I don’t believe I did. I didn’t assume that one union illegally replaced the other, I concluded it after comparing the amendment clause of the Articles of Confederation and Perpetual Union with the ratification clause of the Constitution. If you do the same you can see for yourself that the former required the consent of every state legislature and the other went into effect ( for those nine states ) after being ratified by popularly elected conventions in nine states. Once that occured on June 21st, 1788 there were 2 distinct United States of America.
My point was that the new government was a usurper. This is the connection between old and new. Going back to my previous analogy, if Attila choses to recognize the precedents of a government he has conquered, then he may do so.
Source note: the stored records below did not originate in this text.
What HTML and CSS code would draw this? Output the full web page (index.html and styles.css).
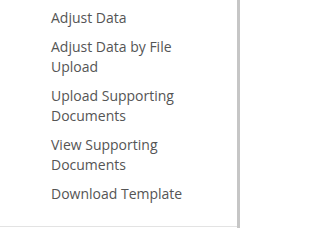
FILE: index.html
```html
<!DOCTYPE html>
<html>
<head>
<meta charset="utf-8">
<link rel="stylesheet" href="styles.css">
</head>
<body>
<div class="frame">
  <div class="menu">
    <ul class="menu-list">
      <li class="menu-item">Adjust Data</li>
      <li class="menu-item">Adjust Data by File Upload</li>
      <li class="menu-item">Upload Supporting Documents</li>
      <li class="menu-item">View Supporting Documents</li>
      <li class="menu-item">Download Template</li>
    </ul>
  </div>
  <div class="edge"></div>
</div>
</body>
</html>
```
FILE: styles.css
```css
html, body {
  margin: 0;
  padding: 0;
  background: #ffffff;
}
.frame {
  display: flex;
  width: 240px;
  height: 228px;
}
.menu {
  width: 237px;
  height: 226px;
  border-bottom: 1px solid #e3e3e3;
  background: #ffffff;
}
.edge {
  width: 3px;
  height: 228px;
  background: #c6c6c6;
}
.menu-list {
  list-style: none;
  margin: 0;
  padding: 4px 20px 0 51px;
  font-family: "Open Sans", "Liberation Sans", sans-serif;
  font-size: 14px;
  line-height: 20px;
  color: #555555;
}
.menu-item {
  padding: 4px 0 5px;
}
```
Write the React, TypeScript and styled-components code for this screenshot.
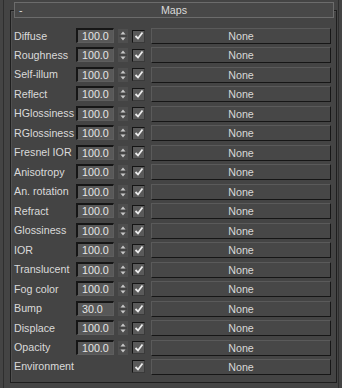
import React, { FC } from "react";
import styled, { createGlobalStyle } from "styled-components";

type MapRow = {
  label: string;
  amount?: string;
};

const rows: MapRow[] = [
  { label: "Diffuse", amount: "100.0" },
  { label: "Roughness", amount: "100.0" },
  { label: "Self-illum", amount: "100.0" },
  { label: "Reflect", amount: "100.0" },
  { label: "HGlossiness", amount: "100.0" },
  { label: "RGlossiness", amount: "100.0" },
  { label: "Fresnel IOR", amount: "100.0" },
  { label: "Anisotropy", amount: "100.0" },
  { label: "An. rotation", amount: "100.0" },
  { label: "Refract", amount: "100.0" },
  { label: "Glossiness", amount: "100.0" },
  { label: "IOR", amount: "100.0" },
  { label: "Translucent", amount: "100.0" },
  { label: "Fog color", amount: "100.0" },
  { label: "Bump", amount: "30.0" },
  { label: "Displace", amount: "100.0" },
  { label: "Opacity", amount: "100.0" },
  { label: "Environment" },
];

const GlobalStyle = createGlobalStyle`
  html, body {
    margin: 0;
    padding: 0;
    background: #444444;
  }

  body {
    font-family: "Liberation Sans", Arial, sans-serif;
    font-size: 10.7px;
    color: #dadada;
  }
`;

const Spinner: FC = () => (
  <SpinBox>
    <svg width="10" height="14" viewBox="0 0 10 14">
      <path d="M2.5 5.5 L5 2.5 L7.5 5.5 Z" fill="#c8c8c8" />
      <line x1="1" y1="7" x2="9" y2="7" stroke="#3a3a3a" />
      <path d="M2.5 8.5 L5 11.5 L7.5 8.5 Z" fill="#c8c8c8" />
    </svg>
  </SpinBox>
);

const Check: FC = () => (
  <CheckBox>
    <svg width="10" height="10" viewBox="0 0 10 10">
      <path
        d="M1.5 5 L4 7.5 L8.5 1.5"
        fill="none"
        stroke="#ececec"
        strokeWidth="1.8"
      />
    </svg>
  </CheckBox>
);

export default function App() {
  return (
    <>
      <GlobalStyle />
      <Panel>
        <Header>
          <Collapse>-</Collapse>
          <Title>Maps</Title>
        </Header>
        <Group>
          <Rows>
            {rows.map((row) => (
              <Row key={row.label}>
                <Label>{row.label}</Label>
                {row.amount ? (
                  <>
                    <Amount>{row.amount}</Amount>
                    <Spinner />
                  </>
                ) : (
                  <Blank />
                )}
                <Check />
                <MapButton>None</MapButton>
              </Row>
            ))}
          </Rows>
        </Group>
      </Panel>
    </>
  );
}

const Panel = styled.div`
  box-sizing: border-box;
  width: 336px;
  height: 388px;
  margin-left: 3px;
  padding: 2px 0 0 6px;
  border-left: 1px solid #2e2e2e;
  border-right: 1px solid #2e2e2e;
`;

const Header = styled.div`
  position: relative;
  z-index: 1;
  box-sizing: border-box;
  display: flex;
  align-items: center;
  width: 320px;
  height: 16px;
  margin: 0 0 -8px 4px;
  padding: 0 4px;
  border: 1px solid #6c6c6c;
  background: #484848;
`;

const Collapse = styled.span`
  width: 8px;
  line-height: 14px;
`;

const Title = styled.span`
  flex: 1;
  text-align: center;
  line-height: 14px;
  margin-right: 8px;
`;

const Group = styled.div`
  box-sizing: border-box;
  width: 327px;
  height: 373px;
  padding: 17px 0 0 3px;
  border: 1px solid #1e1e1e;
  box-shadow: inset 1px 1px 0 #505050;
`;

const Rows = styled.div`
  display: grid;
  grid-auto-rows: 16px;
  row-gap: 3.47px;
`;

const Row = styled.div`
  display: flex;
  align-items: center;
`;

const Label = styled.span`
  width: 62px;
  white-space: nowrap;
  line-height: 16px;
  margin-top: -1px;
`;

const Amount = styled.span`
  box-sizing: border-box;
  width: 38px;
  height: 15px;
  margin-top: -1px;
  padding-left: 4px;
  line-height: 13px;
  background: #585858;
  color: #e4e4e4;
  border-top: 2px solid #161616;
  border-left: 2px solid #161616;
  border-right: 1px solid #5e5e5e;
  border-bottom: 1px solid #5e5e5e;
`;

const SpinBox = styled.span`
  display: flex;
  width: 10px;
  height: 14px;
  margin-left: 4px;
  background: #4e4e4e;
`;

const Blank = styled.span`
  width: 52px;
`;

const CheckBox = styled.span`
  box-sizing: border-box;
  display: flex;
  align-items: center;
  justify-content: center;
  width: 13px;
  height: 13px;
  margin-left: 4px;
  background: #5a5a5a;
  border-top: 1px solid #141414;
  border-left: 1px solid #141414;
  border-right: 1px solid #3a3a3a;
  border-bottom: 1px solid #3a3a3a;
`;

const MapButton = styled.span`
  box-sizing: border-box;
  width: 180px;
  height: 16px;
  margin-left: 6px;
  text-align: center;
  line-height: 14px;
  background: #474747;
  color: #d8d8d8;
  border-top: 1px solid #5a5a5a;
  border-left: 1px solid #5a5a5a;
  border-right: 1px solid #161616;
  border-bottom: 1px solid #161616;
`;
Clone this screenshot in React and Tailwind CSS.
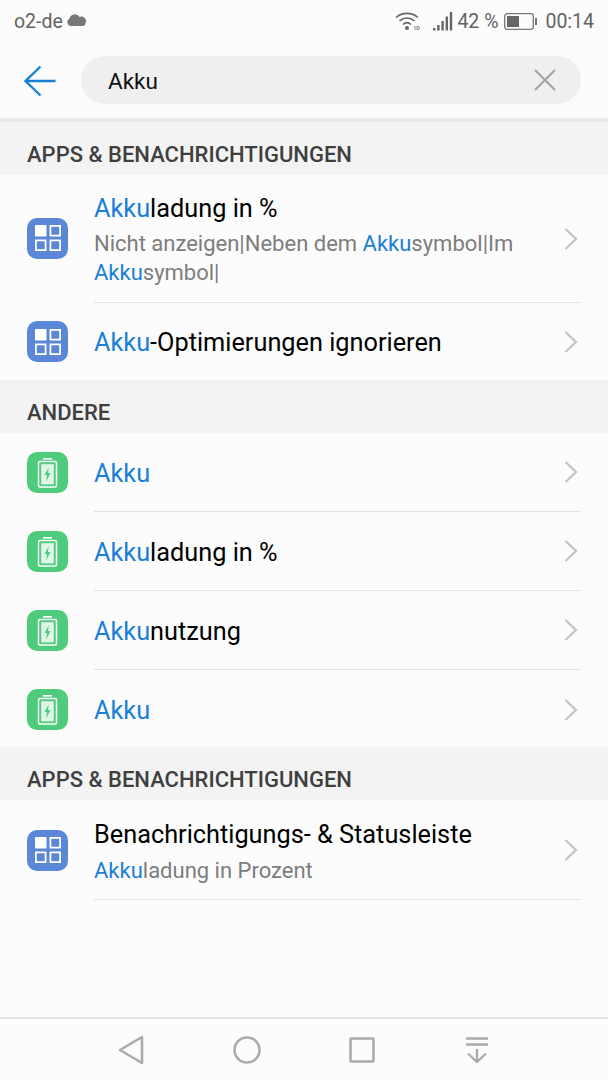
const B = ({ children }) => <span className="text-[#1a7fd6]">{children}</span>;

const Chevron = () => (
  <svg width="16" height="24" viewBox="0 0 16 24" fill="none" className="shrink-0 mr-[2px]">
    <path d="M2.5 2 L13 12 L2.5 22" stroke="#c4c4c4" strokeWidth="2.2" />
  </svg>
);

const GridIcon = () => (
  <div className="w-[41px] h-[41px] rounded-[10px] bg-[#5b87d9] flex items-center justify-center shrink-0">
    <svg width="26" height="26" viewBox="0 0 26 26" fill="none">
      <rect x="0" y="0" width="11.5" height="11.5" rx="0.5" fill="#fff" />
      <rect x="15.4" y="0.9" width="9.7" height="9.7" stroke="#fff" strokeWidth="1.8" />
      <rect x="0.9" y="15.4" width="9.7" height="9.7" stroke="#fff" strokeWidth="1.8" />
      <rect x="15.4" y="15.4" width="9.7" height="9.7" stroke="#fff" strokeWidth="1.8" />
    </svg>
  </div>
);

const BatteryIcon = () => (
  <div className="w-[41px] h-[41px] rounded-[10px] bg-[#4fcb7c] flex items-center justify-center shrink-0">
    <svg width="21" height="31" viewBox="0 0 21 31" fill="none">
      <rect x="6" y="1" width="9" height="1.6" fill="#fff" />
      <rect x="1.5" y="4.5" width="18" height="25.5" rx="1.5" stroke="#fff" strokeWidth="1.5" />
      <rect x="4.2" y="7.2" width="12.6" height="20.2" fill="#fff" fillOpacity="0.82" />
      <path d="M11.7 10.5 L7.5 18 H10 L9.2 24.5 L13.5 16 H11 Z" fill="#4fcb7c" />
    </svg>
  </div>
);

const Row = ({ icon, h, divider = true, top = "", children }) => (
  <div className={`flex pl-[27px] ${h} ${top}`}>
    <div className="w-[67px] shrink-0 flex items-center">{icon}</div>
    <div className={`flex-1 mr-[27px] flex items-center ${divider ? "border-b border-[#e3e3e3]" : ""}`}>
      <div className="flex-1 min-w-0">{children}</div>
      <Chevron />
    </div>
  </div>
);

const Section = ({ children }) => (
  <div className="h-[53px] bg-[#f3f3f3] pl-[27px] flex items-end pb-[8px] text-[22px] leading-[24px] font-medium text-[#3f3f3f]">
    {children}
  </div>
);

const Title = ({ children }) => <div className="text-[25.3px] leading-[32px] text-black pt-[2px]">{children}</div>;
const Sub = ({ children }) => <div className="text-[22px] leading-[29px] text-[#7d7d7d]">{children}</div>;

export default function App() {
  return (
    <div className="w-[608px] h-[1080px] bg-[#fcfcfc] flex flex-col overflow-hidden font-['Roboto',sans-serif]">
      <div className="h-[43px] flex items-center pl-[14px] pr-[14px] text-[#636363] text-[19.5px] shrink-0">
        <span>o2-de</span>
        <svg width="20" height="12" viewBox="0 0 20 12" className="ml-[3px] mb-[4px]">
          <path d="M4.5 12 A4 4 0 0 1 3.5 4.5 A5.5 5.5 0 0 1 13.5 3 A4.5 4.5 0 0 1 19.5 9 A3 3 0 0 1 16.5 12 Z" fill="#777" />
        </svg>
        <div className="flex-1" />
        <svg width="26" height="20" viewBox="0 0 26 20" fill="none" className="mr-[12px] mb-[2px]">
          <path d="M1 6.5 C7 1 17 1 23 6.5" stroke="#666" strokeWidth="1.6" />
          <path d="M4.5 10 C9 6 15 6 19.5 10" stroke="#666" strokeWidth="1.6" />
          <path d="M8 13.5 C10.5 11.2 13.5 11.2 16 13.5" stroke="#666" strokeWidth="1.6" />
          <circle cx="12" cy="17" r="2" fill="#666" />
          <path d="M20 15 V19 M22 15 L25 17 L22 19 Z" stroke="#888" strokeWidth="1" />
        </svg>
        <svg width="21" height="20" viewBox="0 0 21 20" className="mr-[3px] mb-[2px]">
          <rect x="0" y="17" width="2.4" height="2.5" fill="#666" />
          <rect x="4.2" y="14" width="2.4" height="5.5" fill="#666" />
          <rect x="8.4" y="10" width="2.4" height="9.5" fill="#666" />
          <rect x="12.6" y="5.5" width="2.4" height="14" fill="#666" />
          <rect x="16.8" y="1" width="2.4" height="18.5" fill="#666" />
        </svg>
        <span>42 %</span>
        <svg width="33" height="17" viewBox="0 0 33 17" fill="none" className="ml-[6px] mr-[8px]">
          <rect x="0.7" y="0.7" width="28.6" height="15.6" rx="2.5" stroke="#777" strokeWidth="1.3" />
          <rect x="3" y="3" width="12" height="11" fill="#666" />
          <rect x="31" y="5" width="2" height="7" fill="#777" />
        </svg>
        <span>00:14</span>
      </div>

      <div className="h-[79px] flex items-center pl-[24px] pr-[27px] border-b-[4px] border-[#e8e8e8] shrink-0">
        <svg width="32" height="32" viewBox="0 0 32 32" fill="none" className="shrink-0">
          <path d="M16.5 1.5 L1.5 16 L16.5 30.5 M1.5 16 H31.5" stroke="#1a7fd6" strokeWidth="2.4" />
        </svg>
        <div className="ml-[25px] flex-1 h-[48px] rounded-full bg-[#efefef] flex items-center pl-[27px] pr-[24px] -mt-[2px]">
          <span className="flex-1 text-[22.5px] text-[#111] pt-[5px]">Akku</span>
          <svg width="24" height="24" viewBox="0 0 24 24" fill="none">
            <path d="M2 2 L22 22 M22 2 L2 22" stroke="#a5a5a5" strokeWidth="2.2" />
          </svg>
        </div>
      </div>

      <Section>APPS &amp; BENACHRICHTIGUNGEN</Section>
      <Row icon={<div className="-mt-[2px]"><GridIcon /></div>} h="h-[128px]">
        <Title><B>Akku</B>ladung in %</Title>
        <div className="mt-[4px]">
          <Sub>Nicht anzeigen|Neben dem <B>Akku</B>symbol|Im <br /><B>Akku</B>symbol|</Sub>
        </div>
      </Row>
      <Row icon={<GridIcon />} h="h-[77px]" divider={false}>
        <Title><B>Akku</B>-Optimierungen ignorieren</Title>
      </Row>

      <Section>ANDERE</Section>
      <Row icon={<BatteryIcon />} h="h-[79px]"><div className="pt-[2px]"><Title><B>Akku</B></Title></div></Row>
      <Row icon={<BatteryIcon />} h="h-[79px]"><div className="pt-[2px]"><Title><B>Akku</B>ladung in %</Title></div></Row>
      <Row icon={<BatteryIcon />} h="h-[79px]"><div className="pt-[2px]"><Title><B>Akku</B>nutzung</Title></div></Row>
      <Row icon={<BatteryIcon />} h="h-[77px]" top="pt-[2px]" divider={false}><Title><B>Akku</B></Title></Row>

      <Section>APPS &amp; BENACHRICHTIGUNGEN</Section>
      <Row icon={<GridIcon />} h="h-[100px]">
        <div className="mt-[2px]"><Title>Benachrichtigungs- &amp; Statusleiste</Title></div>
        <div className="mt-[5px]"><Sub><B>Akku</B>ladung in Prozent</Sub></div>
      </Row>

      <div className="flex-1" />

      <div className="h-[63px] border-t-2 border-[#e4e4e4] flex items-center pl-[118px] shrink-0">
        <svg width="26" height="30" viewBox="0 0 26 30" fill="none">
          <path d="M24 2 L2 15 L24 28 Z" stroke="#ababab" strokeWidth="2.6" strokeLinejoin="round" />
        </svg>
        <svg width="28" height="28" viewBox="0 0 28 28" fill="none" className="ml-[89px]">
          <circle cx="14" cy="14" r="12.5" stroke="#ababab" strokeWidth="2.6" />
        </svg>
        <svg width="26" height="26" viewBox="0 0 26 26" fill="none" className="ml-[88px]">
          <rect x="1.5" y="1.5" width="23" height="23" rx="1" stroke="#ababab" strokeWidth="2.6" />
        </svg>
        <svg width="24" height="26" viewBox="0 0 24 26" fill="none" className="ml-[90px]">
          <path d="M1 1.5 H23 M1 7.5 H23 M12 12 V25 M3 16.5 L12 25 L21 16.5" stroke="#ababab" strokeWidth="2.4" />
        </svg>
      </div>
    </div>
  );
}
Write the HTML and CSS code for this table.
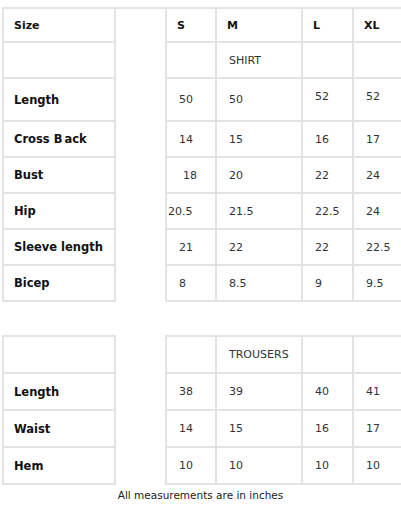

No, a (singular) drafter of the Constitution said that it was not his intent. That is the same as one member of Congress providing his interpretation of a statute. It is evidence of legislative intent, but it is certainly not conclusive. In fact, Madison’s case is less persuasive evidence than the Congressman example: in the case of the Congressman, we can check his vote and see if he voted with the majority. If he voted with the minority, his opinion of the meaning of the statute is pretty meaningless. We don’t know what, if any, discussions of secession occurred during the Constitutional convention, and whether Madison’s position prevailed.
Oh my freaking Christ. Little Nemo, every single employee has an employment contract. The fact that most employees do not have a written contract does not mean that no employment contract exists - when the employer offers you a position, states your renumeration and your duties, and you accept the position, a contract has been formed. There has been an offer, an acceptance, and consideration. And, as I stated before, either party to such an employment contract may dissolve it at any time.
It would be best not to tell an attorney that he is “simply put” wrong on a basic issue of contract law.